By Makiko Yamazaki and Takaya Yamaguchi

TOKYO (Reuters) -Japan appointed a new top foreign exchange diplomat on Friday as the yen plumbed a 38-year low against the dollar, heightening expectations of imminent market intervention by Tokyo to shore up the battered currency.

Atsushi Mimura, a financial regulation veteran, replaces Masato Kanda, who launched the biggest yen-buying intervention on record this year.

The change is part of a regular personnel reshuffle conducted every year and comes as officials ramped up their warnings about intervention.

Finance minister Shunichi Suzuki said on Friday authorities were “deeply concerned” about the impact of “rapid and one-sided” foreign exchange moves on the economy.

The yen slid past 161 per dollar on Friday to its weakest since 1986.

Speaking at a regular press conference, Suzuki said authorities would respond appropriately to excessive currency moves and that confidence in the Japanese currency is maintained.

“The government is closely monitoring developments in the foreign exchange market with a high sense of urgency,” Suzuki said, adding efforts to continue forging ahead with fiscal reform is crucial.

The yen fell to 161.155 per dollar on Friday morning, with neither an overnight drop in U.S. yields nor data showing solid consumer price gains in Tokyo arresting the slide.

Japanese authorities are facing renewed pressure to stem sharp declines in the yen as traders focus on the interest rate divergence between Japan and the United States.

Tokyo spent 9.8 trillion yen ($60.91 billion) intervening in the foreign exchange market at the end of April and early May, after the Japanese currency hit a then 34-year low of 160.245 per dollar on April 29.


Mimura’s appointment as top FX diplomat will take effect on July 31 after the meeting of the Group of 20 finance ministers and central bank governors in Rio de Janeiro from July 25.

Little, however, is known about his stance on currency policy.

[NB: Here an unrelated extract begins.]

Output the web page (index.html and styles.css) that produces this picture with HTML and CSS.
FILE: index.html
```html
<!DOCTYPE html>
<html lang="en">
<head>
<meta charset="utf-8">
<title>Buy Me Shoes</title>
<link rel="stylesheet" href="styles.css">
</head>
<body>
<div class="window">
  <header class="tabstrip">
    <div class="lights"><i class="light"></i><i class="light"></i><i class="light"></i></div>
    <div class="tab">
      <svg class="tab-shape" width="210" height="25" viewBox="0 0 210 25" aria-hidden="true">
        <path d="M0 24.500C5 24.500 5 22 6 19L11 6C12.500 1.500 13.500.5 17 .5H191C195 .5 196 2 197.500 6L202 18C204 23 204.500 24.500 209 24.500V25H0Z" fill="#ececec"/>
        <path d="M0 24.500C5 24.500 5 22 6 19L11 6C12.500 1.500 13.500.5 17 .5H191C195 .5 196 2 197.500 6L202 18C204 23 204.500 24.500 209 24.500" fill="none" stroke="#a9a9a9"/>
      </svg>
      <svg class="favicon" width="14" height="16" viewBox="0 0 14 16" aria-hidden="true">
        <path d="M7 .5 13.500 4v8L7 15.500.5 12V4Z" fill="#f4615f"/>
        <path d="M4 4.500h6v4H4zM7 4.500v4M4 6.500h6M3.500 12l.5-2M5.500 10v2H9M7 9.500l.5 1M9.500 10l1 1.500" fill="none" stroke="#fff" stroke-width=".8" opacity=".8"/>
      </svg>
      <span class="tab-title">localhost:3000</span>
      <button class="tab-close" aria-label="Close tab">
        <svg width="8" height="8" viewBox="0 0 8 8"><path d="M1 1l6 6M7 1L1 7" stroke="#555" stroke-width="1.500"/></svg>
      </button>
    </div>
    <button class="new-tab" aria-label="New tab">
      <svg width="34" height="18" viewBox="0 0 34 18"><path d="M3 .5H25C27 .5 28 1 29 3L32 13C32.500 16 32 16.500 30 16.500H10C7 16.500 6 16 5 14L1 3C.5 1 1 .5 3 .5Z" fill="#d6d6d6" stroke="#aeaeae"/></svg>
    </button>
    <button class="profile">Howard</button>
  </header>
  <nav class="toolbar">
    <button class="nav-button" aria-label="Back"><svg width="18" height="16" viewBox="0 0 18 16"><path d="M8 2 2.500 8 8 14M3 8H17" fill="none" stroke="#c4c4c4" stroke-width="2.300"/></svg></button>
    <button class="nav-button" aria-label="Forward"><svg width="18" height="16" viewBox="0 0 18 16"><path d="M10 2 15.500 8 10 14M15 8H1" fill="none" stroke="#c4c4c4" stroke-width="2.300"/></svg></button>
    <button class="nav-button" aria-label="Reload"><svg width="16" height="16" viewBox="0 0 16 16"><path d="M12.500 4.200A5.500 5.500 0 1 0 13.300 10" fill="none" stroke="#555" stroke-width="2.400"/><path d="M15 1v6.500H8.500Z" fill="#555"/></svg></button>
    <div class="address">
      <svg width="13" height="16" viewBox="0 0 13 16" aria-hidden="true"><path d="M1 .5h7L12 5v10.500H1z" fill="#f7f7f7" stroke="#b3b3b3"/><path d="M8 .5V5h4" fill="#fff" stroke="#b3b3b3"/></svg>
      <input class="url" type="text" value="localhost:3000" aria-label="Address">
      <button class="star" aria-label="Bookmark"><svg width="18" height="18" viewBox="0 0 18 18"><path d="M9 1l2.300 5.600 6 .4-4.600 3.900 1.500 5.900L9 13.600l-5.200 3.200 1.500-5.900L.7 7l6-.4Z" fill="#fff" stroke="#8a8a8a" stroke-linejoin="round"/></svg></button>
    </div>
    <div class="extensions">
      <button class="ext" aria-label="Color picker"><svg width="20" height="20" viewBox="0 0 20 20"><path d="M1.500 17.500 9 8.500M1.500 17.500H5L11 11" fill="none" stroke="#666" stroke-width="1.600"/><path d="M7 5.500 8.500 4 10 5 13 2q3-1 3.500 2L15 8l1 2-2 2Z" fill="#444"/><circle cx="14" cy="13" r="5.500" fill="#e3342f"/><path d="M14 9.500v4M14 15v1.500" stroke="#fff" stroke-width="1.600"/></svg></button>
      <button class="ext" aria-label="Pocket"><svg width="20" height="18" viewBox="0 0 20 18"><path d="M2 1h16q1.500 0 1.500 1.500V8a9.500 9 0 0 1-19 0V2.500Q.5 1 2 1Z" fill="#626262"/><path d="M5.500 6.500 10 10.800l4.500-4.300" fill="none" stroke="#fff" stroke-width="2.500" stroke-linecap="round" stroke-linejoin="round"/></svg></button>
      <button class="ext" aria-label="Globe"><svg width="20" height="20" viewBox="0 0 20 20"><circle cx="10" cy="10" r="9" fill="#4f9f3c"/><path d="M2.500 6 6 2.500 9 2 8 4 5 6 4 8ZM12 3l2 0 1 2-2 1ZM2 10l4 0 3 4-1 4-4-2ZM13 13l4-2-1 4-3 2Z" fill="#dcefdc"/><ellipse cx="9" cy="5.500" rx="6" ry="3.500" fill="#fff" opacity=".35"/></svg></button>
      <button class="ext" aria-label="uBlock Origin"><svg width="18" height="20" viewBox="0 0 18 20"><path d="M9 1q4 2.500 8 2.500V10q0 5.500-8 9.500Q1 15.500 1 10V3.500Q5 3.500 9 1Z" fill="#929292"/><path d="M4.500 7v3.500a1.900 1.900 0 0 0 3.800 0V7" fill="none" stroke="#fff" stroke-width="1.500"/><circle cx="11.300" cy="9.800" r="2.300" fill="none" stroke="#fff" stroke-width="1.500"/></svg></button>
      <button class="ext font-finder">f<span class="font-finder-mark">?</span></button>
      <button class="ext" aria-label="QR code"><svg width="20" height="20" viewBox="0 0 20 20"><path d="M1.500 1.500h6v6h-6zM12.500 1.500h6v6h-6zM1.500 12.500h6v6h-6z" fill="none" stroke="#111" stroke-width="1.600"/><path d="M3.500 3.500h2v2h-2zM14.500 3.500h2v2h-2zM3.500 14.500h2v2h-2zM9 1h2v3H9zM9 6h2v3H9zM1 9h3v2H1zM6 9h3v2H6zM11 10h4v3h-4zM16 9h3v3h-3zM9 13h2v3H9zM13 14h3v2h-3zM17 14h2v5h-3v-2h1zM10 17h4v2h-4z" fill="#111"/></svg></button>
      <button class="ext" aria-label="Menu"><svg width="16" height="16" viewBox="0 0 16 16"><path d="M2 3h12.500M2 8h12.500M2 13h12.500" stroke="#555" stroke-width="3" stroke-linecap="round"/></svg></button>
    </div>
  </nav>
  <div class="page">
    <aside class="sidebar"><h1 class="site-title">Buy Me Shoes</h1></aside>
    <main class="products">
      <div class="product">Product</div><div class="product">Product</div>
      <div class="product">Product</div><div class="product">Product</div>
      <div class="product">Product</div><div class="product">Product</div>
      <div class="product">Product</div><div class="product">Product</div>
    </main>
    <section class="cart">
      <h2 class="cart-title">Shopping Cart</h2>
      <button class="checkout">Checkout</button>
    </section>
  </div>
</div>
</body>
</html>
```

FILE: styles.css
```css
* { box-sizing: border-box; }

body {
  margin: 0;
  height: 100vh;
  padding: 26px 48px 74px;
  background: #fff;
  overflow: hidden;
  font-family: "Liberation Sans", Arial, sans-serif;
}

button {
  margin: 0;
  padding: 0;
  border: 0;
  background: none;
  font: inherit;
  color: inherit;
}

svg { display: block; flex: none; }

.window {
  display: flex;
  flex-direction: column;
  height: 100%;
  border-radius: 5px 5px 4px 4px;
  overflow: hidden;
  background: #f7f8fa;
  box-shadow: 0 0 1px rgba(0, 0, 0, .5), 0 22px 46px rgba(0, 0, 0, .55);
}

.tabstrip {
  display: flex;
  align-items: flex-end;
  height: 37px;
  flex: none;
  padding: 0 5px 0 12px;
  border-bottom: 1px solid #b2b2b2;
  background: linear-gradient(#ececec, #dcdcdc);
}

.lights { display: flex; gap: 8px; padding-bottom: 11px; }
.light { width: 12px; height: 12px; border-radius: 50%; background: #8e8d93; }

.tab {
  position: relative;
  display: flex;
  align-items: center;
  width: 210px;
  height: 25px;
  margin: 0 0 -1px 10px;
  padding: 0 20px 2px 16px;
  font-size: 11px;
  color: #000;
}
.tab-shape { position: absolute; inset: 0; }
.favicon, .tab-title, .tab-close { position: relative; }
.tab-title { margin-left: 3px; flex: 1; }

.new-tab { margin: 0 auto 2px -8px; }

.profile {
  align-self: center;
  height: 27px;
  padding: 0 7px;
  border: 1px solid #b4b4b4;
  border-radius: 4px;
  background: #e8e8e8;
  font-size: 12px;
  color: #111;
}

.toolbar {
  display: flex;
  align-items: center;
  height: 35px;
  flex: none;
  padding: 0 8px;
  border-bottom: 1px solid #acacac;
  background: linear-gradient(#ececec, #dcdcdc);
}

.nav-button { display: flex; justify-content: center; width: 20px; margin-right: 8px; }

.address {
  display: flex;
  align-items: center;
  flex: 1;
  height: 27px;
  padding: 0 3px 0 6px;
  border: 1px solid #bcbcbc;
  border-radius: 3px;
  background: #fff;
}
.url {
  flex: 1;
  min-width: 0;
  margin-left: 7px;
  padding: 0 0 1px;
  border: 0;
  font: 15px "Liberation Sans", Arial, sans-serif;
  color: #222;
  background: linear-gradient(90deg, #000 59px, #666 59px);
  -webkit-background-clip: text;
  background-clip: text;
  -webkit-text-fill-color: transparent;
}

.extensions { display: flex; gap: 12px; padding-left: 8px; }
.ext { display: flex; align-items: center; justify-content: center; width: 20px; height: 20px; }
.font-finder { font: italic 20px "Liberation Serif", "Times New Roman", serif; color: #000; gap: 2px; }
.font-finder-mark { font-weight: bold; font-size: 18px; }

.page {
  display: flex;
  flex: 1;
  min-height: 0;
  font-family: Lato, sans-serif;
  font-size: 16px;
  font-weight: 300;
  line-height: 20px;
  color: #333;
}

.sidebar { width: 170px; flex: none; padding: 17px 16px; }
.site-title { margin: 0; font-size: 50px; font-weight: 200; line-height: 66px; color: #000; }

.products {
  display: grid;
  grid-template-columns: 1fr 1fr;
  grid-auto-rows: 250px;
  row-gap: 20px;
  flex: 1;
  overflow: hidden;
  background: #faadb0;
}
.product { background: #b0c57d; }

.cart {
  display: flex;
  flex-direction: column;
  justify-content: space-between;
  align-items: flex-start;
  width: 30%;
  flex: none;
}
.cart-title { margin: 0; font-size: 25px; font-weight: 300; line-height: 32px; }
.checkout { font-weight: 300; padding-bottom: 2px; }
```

Currently head of the ministry’s international bureau, the 57-year-old will become vice finance minister for international affairs – a post that oversees Japan’s currency policy and coordinates economic policy with other countries.

Having spent nearly a third of his 35-year government career at Japan’s banking regulator, Mimura has expertise and international ties in the area of financial regulation.

During his three-year stint at the Bank for International Settlements in Basel, Mimura worked with Mario Draghi to set up the Financial Stability Board in the midst of the 2008-2009 global financial crisis to reform financial regulation and supervision.

At the finance ministry, he worked on the revision to the law over the Japan Bank for International Cooperation last year to expand the scope of the state-owned bank and make foreign companies key to Japan’s supply chains eligible for loans from the bank.

Mimura was also part of a government team that briefed foreign investors on the 2020 revisions to foreign ownership rules to dispel the notion that tighter rules were meant to discourage foreign investment in Japan.

Mimura takes over from Kanda who, during his three-year tenure, actively jawboned markets to combat sharp yen falls he described were driven by speculators.

Kanda oversaw a bout of yen-buying intervention in late April and early May, in which Japan spent $62 billion to prop up the sagging currency.

A weaker yen is a boon for Japanese exporters, but a headache for policymakers as it increases import costs, adds to inflationary pressures and squeezes households.